仲夏の東屋(2023夏)
概要
レア度 | 画像 | マス |
---|---|---|
効果
7510
閑人住宅
入手方法
厳さま2023夏限定建築
物語
蘇が退官して以来毎日考えることといえば、「長い時間をどう過ごすか」だ。本を読んだり、書をしたためたり、草花を育てたり、詩を作ったり……それでも暇になるとどうしようもなく退屈だった。特に真夏になると、湿度の高い江南水都は大きな蒸籠のように地面から熱気が立ちのぼり、蝉の声さえも気力がなく聞こえ、ますます何もやりたくなくなった。ある日の午後、イライラした蘇は、蒲扇を扇ぎながら用事に出かけ、帰りに荒れ果てた涼亭の前を通りかかった。暑くてたまらず、涼亭で一休みしようと腰をおろした瞬間、すがすがしい風が吹き、水のせせらぎが耳に届いた。水に手を伸ばしてみると、ひんやりと冷たい。なんと、この小さな池のなかには、山の湧き水が流れていた。蘇は驚き、周りを観察すると、翌日から職人を引き連れ、最速で涼亭を修繕した。
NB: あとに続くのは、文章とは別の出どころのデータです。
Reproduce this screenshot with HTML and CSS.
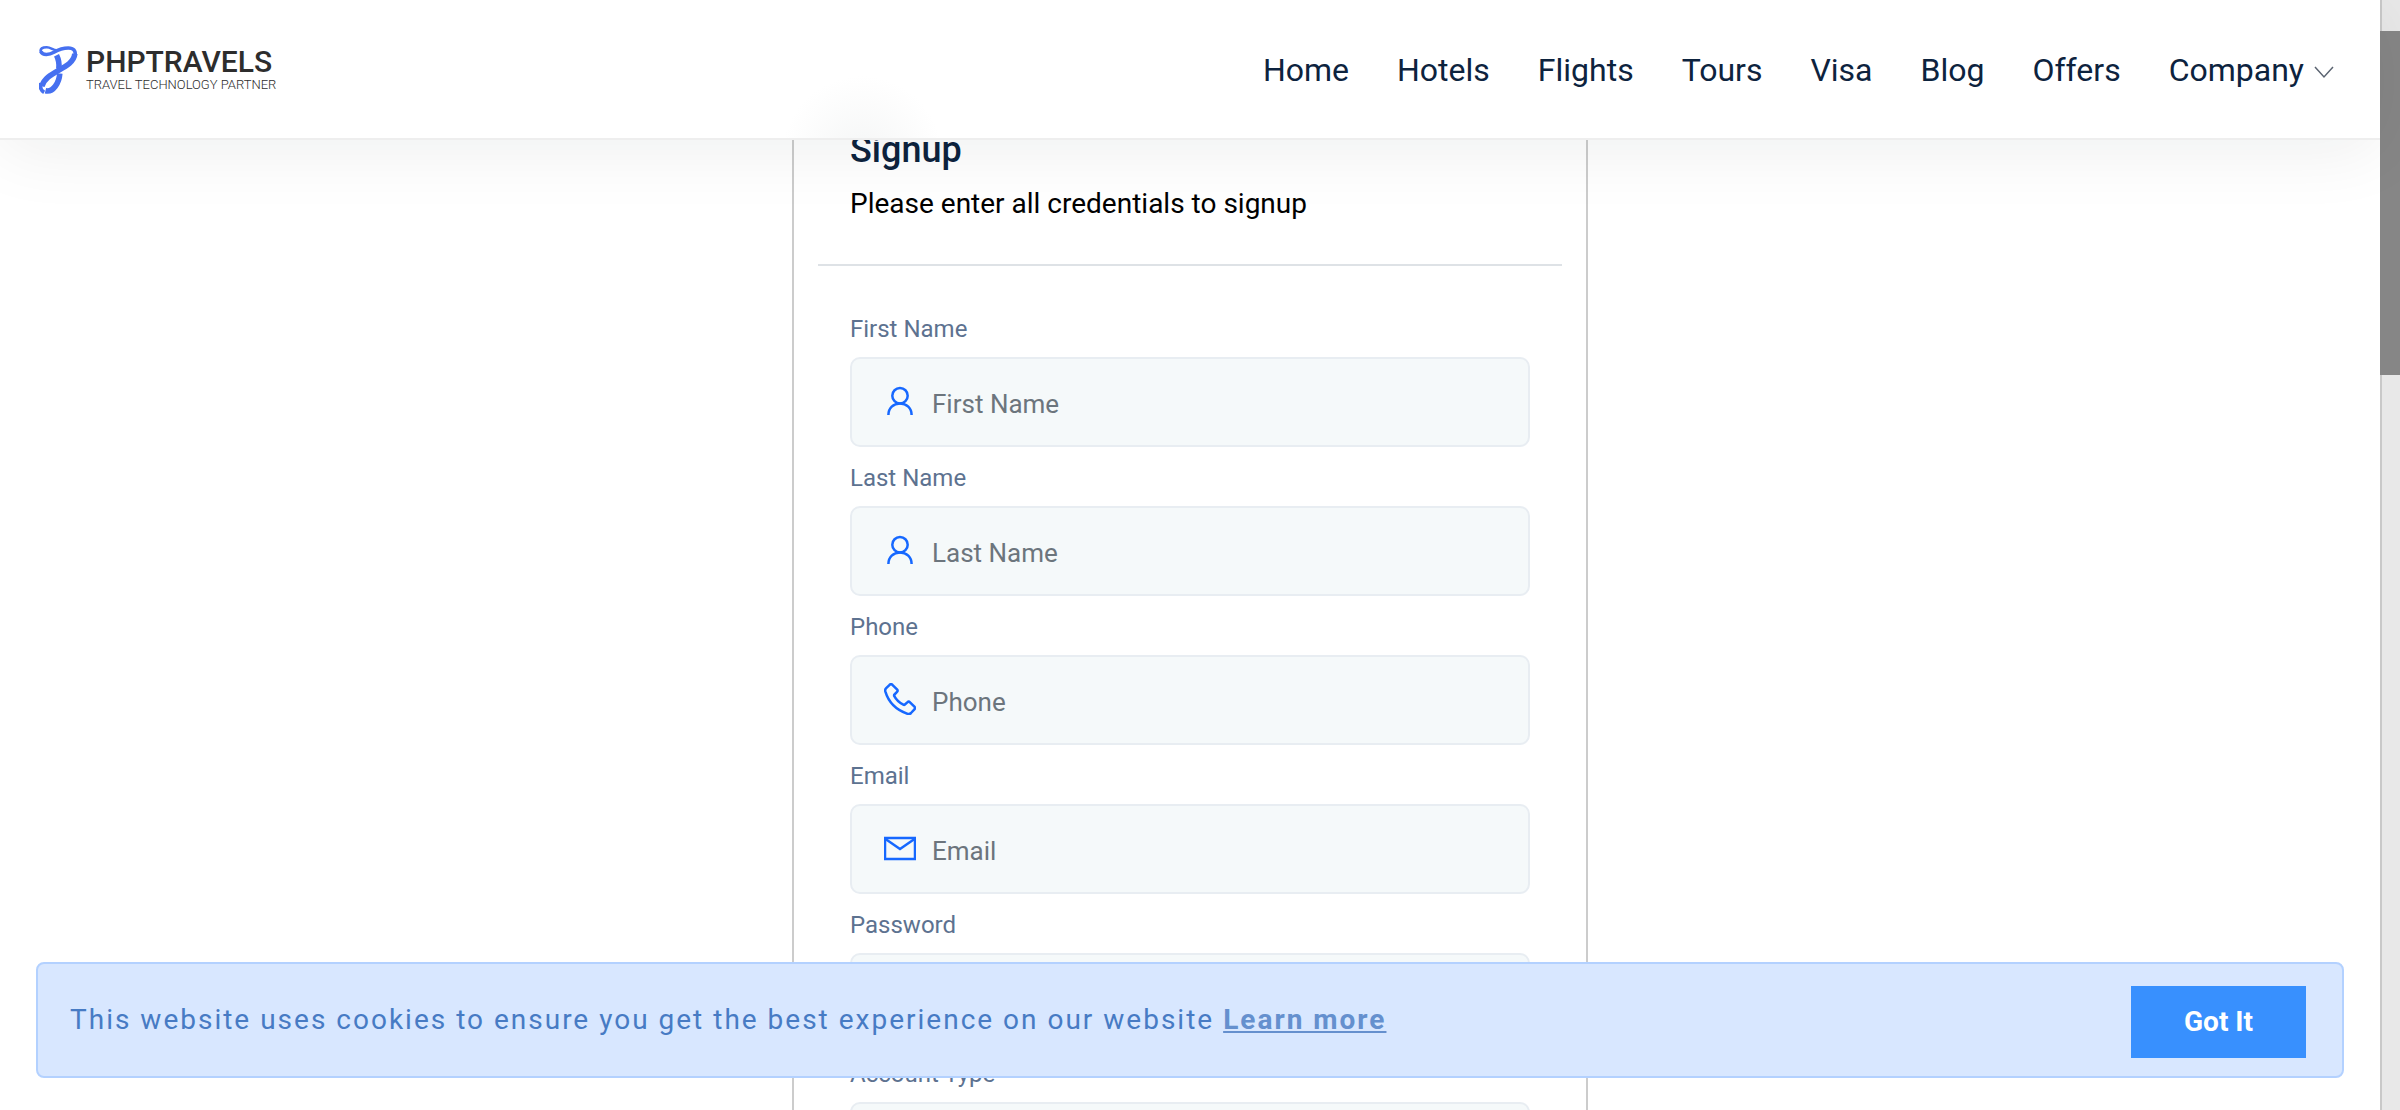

嬉々として涼亭にござを敷き、涼んでみると、通り抜けるそよ風が心地よく、蒲扇もいらないほどだった。以来、蘇は毎日午後になると、普段使っている茶碗や、新鮮な果物など、お気に入りのものを持ち込んで涼亭で昼寝をしていた。果物をよく冷えた水に入れ、目が覚めたら食べるのを楽しんだ。そして、暑い時はこの涼亭を訪ねれば必ず自分は見つかるだろう、と彼は周囲に伝えた。